Provided that a person shall not serve as an independent director in more than seven listed entities.”

(2) Notwithstanding the   above, any person   who is serving   as a whole   time director / managing director in any listed entity shall serve as an independent director in not more than three listed entities”

Note: Listed entity shall mean only equity listed companies.

Applicability- directorship in all listed companies

Effective date- 1st April 2019 and 1st April 2020.

Actions to be taken

a) A person shall not as a director in more than 8 listed companies w.e.f 1st April 2019. Moreover, he shall serve as an independent director in only 7 listed companies.

b) A person shall not serve as director in more than 7 listed companies, w.e.f 1stApril 2020.

c) In case a person is serving as a Managing director/ whole time director in any listed company shall serve as an independent director in maximum 3 listed companies.

11. Quorum for Nomination and remuneration committee

The amendment has laid down the quorum for Nomination and Remuneration committee. The quorum for a  meeting of the nomination and  remuneration committee shall  be  two  or  one  third  of  the  members  of  the  committee, whichever is greater, with at least one independent director  in attendance.

As per Regulation 19(2A),

“The quorum for a meeting of the nomination and remuneration committee shall be   either  two   members or one   third of the   members of the   committee, whichever is greater, including at least one independent director in attendance.”
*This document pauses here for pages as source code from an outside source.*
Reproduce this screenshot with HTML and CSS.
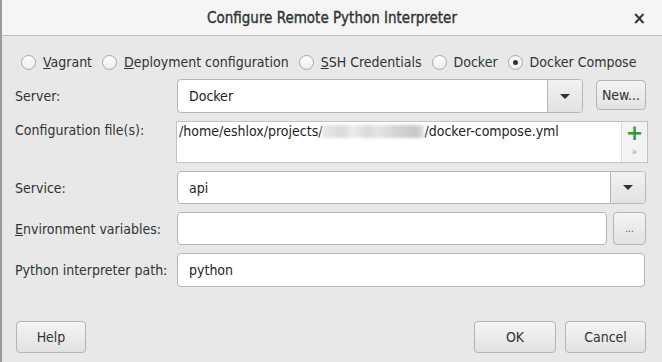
FILE: index.html
```html
<!DOCTYPE html>
<html lang="en">
<head>
  <meta charset="UTF-8">
  <title>Configure Remote Python Interpreter</title>
  <link rel="stylesheet" href="styles.css">
</head>
<body>

  <div class="window">
    <div class="titlebar">
      <span class="title">Configure Remote Python Interpreter</span>
      <span class="close">×</span>
    </div>

    <div class="content">
      <div class="radios">
        <label class="radio"><span class="dot"></span><span><u>V</u>agrant</span></label>
        <label class="radio"><span class="dot"></span><span><u>D</u>eployment configuration</span></label>
        <label class="radio"><span class="dot"></span><span><u>S</u>SH Credentials</span></label>
        <label class="radio"><span class="dot"></span><span>Docker</span></label>
        <label class="radio"><span class="dot checked"></span><span>Docker Compose</span></label>
      </div>

      <div class="form">
        <div class="label">Server:</div>
        <div class="field">
          <div class="combo">
            <span class="combo-text">Docker</span>
            <span class="arrow"></span>
          </div>
          <button class="btn new">New...</button>
        </div>

        <div class="label top">Configuration file(s):</div>
        <div class="field">
          <div class="files">
            <div class="files-text">/home/eshlox/projects/<span class="blur"></span>/docker-compose.yml</div>
            <div class="files-side">
              <span class="plus">+</span>
              <span class="more">»</span>
            </div>
          </div>
        </div>

        <div class="label">Service:</div>
        <div class="field">
          <div class="combo">
            <span class="combo-text">api</span>
            <span class="arrow"></span>
          </div>
        </div>

        <div class="label"><span><u>E</u>nvironment variables:</span></div>
        <div class="field">
          <div class="input"></div>
          <button class="btn dots">...</button>
        </div>

        <div class="label">Python interpreter path:</div>
        <div class="field">
          <div class="input path">python</div>
        </div>
      </div>

      <div class="footer">
        <button class="btn help">Help</button>
        <div class="spacer"></div>
        <button class="btn ok">OK</button>
        <button class="btn cancel">Cancel</button>
      </div>
    </div>
  </div>

</body>
</html>
```

FILE: styles.css
```css
* { box-sizing: border-box; }
html, body {
  margin: 0;
  padding: 0;
  background: #e8e8e8;
}
body {
  font-family: "DejaVu Sans", sans-serif;
  font-stretch: condensed;
  font-size: 14px;
  color: #2e3436;
}
.window {
  width: 662px;
  height: 362px;
  border-left: 2px solid #9a9a9a;
  background: #e8e8e8;
}
.titlebar {
  height: 36px;
  background: #f5f5f5;
  border-bottom: 1px solid #bdbdbd;
  display: flex;
  align-items: center;
  justify-content: center;
  position: relative;
}
.title {
  font-size: 15px;
  color: #2e3436;
  -webkit-text-stroke: 0.35px #2e3436;
}
.close {
  position: absolute;
  right: 16px;
  top: 7px;
  font-size: 18px;
  font-weight: bold;
  color: #2e3436;
}
.content {
  padding: 16px 16px 0 13px;
}
.radios {
  display: flex;
  align-items: center;
  height: 20px;
  gap: 10px;
  padding-left: 6px;
  white-space: nowrap;
}
.radio {
  display: flex;
  align-items: center;
  gap: 7px;
  color: #2e3436;
}
.dot {
  width: 15px;
  height: 15px;
  border-radius: 50%;
  border: 1px solid #a8a8a8;
  background: linear-gradient(#ffffff, #ededed);
  position: relative;
  flex: none;
}
.dot.checked::after {
  content: "";
  position: absolute;
  left: 4px;
  top: 4px;
  width: 5px;
  height: 5px;
  border-radius: 50%;
  background: #2e3436;
}
.form {
  display: grid;
  grid-template-columns: 162px 1fr;
  grid-template-rows: 34px 42px 33px 33px 34px;
  row-gap: 8px;
  margin-top: 7px;
}
.label {
  display: flex;
  align-items: center;
  color: #2e3436;
  white-space: nowrap;
}
.label.top {
  align-items: flex-start;
  padding-top: 1px;
}
.field {
  display: flex;
  gap: 6px;
  align-items: stretch;
}
.combo {
  flex: 1;
  display: flex;
  background: #ffffff;
  border: 1px solid #b6b6b6;
  border-radius: 4px;
  overflow: hidden;
}
.combo-text {
  flex: 1;
  display: flex;
  align-items: center;
  padding-left: 11px;
  color: #1e1e1e;
}
.arrow {
  width: 35px;
  border-left: 1px solid #b6b6b6;
  background: linear-gradient(#f2f2f2, #e2e2e2);
  display: flex;
  align-items: center;
  justify-content: center;
}
.arrow::after {
  content: "";
  border-left: 5px solid transparent;
  border-right: 5px solid transparent;
  border-top: 5px solid #2e3436;
}
.btn {
  font: inherit;
  color: #2e3436;
  background: linear-gradient(#f4f4f4, #e2e2e2);
  border: 1px solid #b4b4b4;
  border-radius: 4px;
  padding: 0;
}
.new {
  width: 50px;
  height: 30px;
  margin: 1px 0 0 7px;
}
.files {
  flex: 1;
  display: flex;
  border: 1px solid #c2c2c2;
  background: #ffffff;
  margin-left: -1px;
  margin-right: -2px;
}
.files-text {
  flex: 1;
  padding: 1px 0 0 2px;
  color: #1e1e1e;
  white-space: nowrap;
}
.blur {
  display: inline-block;
  width: 102px;
  height: 13px;
  vertical-align: -2px;
  background: linear-gradient(90deg, #e8e8e8 0%, #dadada 20%, #ececec 30%, #d8d8d8 45%, #e4e4e4 55%, #d6d6d6 70%, #c8c8c8 92%, #e0e0e0 100%);
  filter: blur(1.5px);
}
.files-side {
  width: 26px;
  border-left: 1px solid #dcdcdc;
  background: #f3f3f3;
  display: flex;
  flex-direction: column;
  align-items: center;
}
.plus {
  color: #2f9a3a;
  font-size: 21px;
  font-weight: bold;
  line-height: 22px;
  font-stretch: normal;
}
.more {
  color: #a0a0a0;
  font-size: 10px;
  line-height: 12px;
  margin-top: 2px;
}
.input {
  flex: 1;
  background: #ffffff;
  border: 1px solid #b6b6b6;
  border-radius: 4px;
  display: flex;
  align-items: center;
  padding-left: 11px;
  color: #1e1e1e;
}
.input.path { margin-right: 1px; }
.dots {
  width: 33px;
  font-size: 10px;
  color: #555;
}
.footer {
  display: flex;
  align-items: center;
  gap: 9px;
  margin-top: 34px;
  padding-left: 1px;
}
.footer .btn {
  height: 32px;
}
.spacer { flex: 1; }
.help { width: 70px; }
.ok { width: 82px; }
.cancel { width: 81px; }
```
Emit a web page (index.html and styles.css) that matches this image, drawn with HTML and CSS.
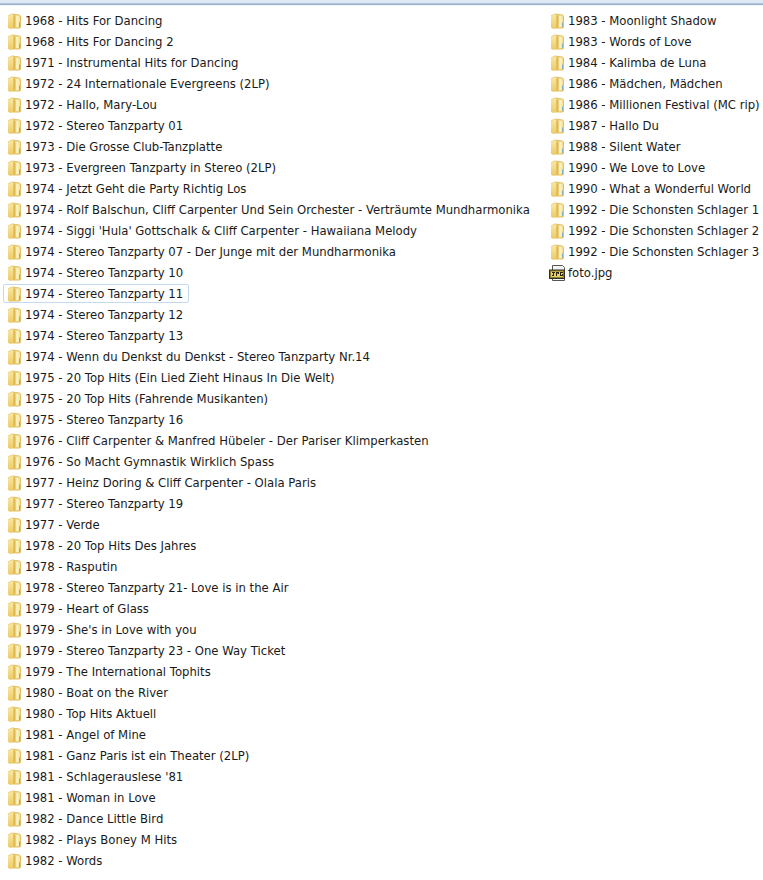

Applicability- all listed companies.

Effective date- 1st April 2019.

Actions to be taken

W.e.f 1st April 2019, all meetings of NRC shall be convened with a quorum of at least 2 directors or 1/3rd of total strength, which ever is higher. There should be at least one independent director in attendance.

12. Meetings of Nomination and Remuneration committee

The amendment specifies the minimum number of meetings of NRC. As per the amendment, the NRC shall meet at least once a year.

Applicability- all listed companies.

Effective date- 1st April 2019.

Actions to be taken

W.e.f. 1st April 2019, the NRC of the listed company meet at least once a year.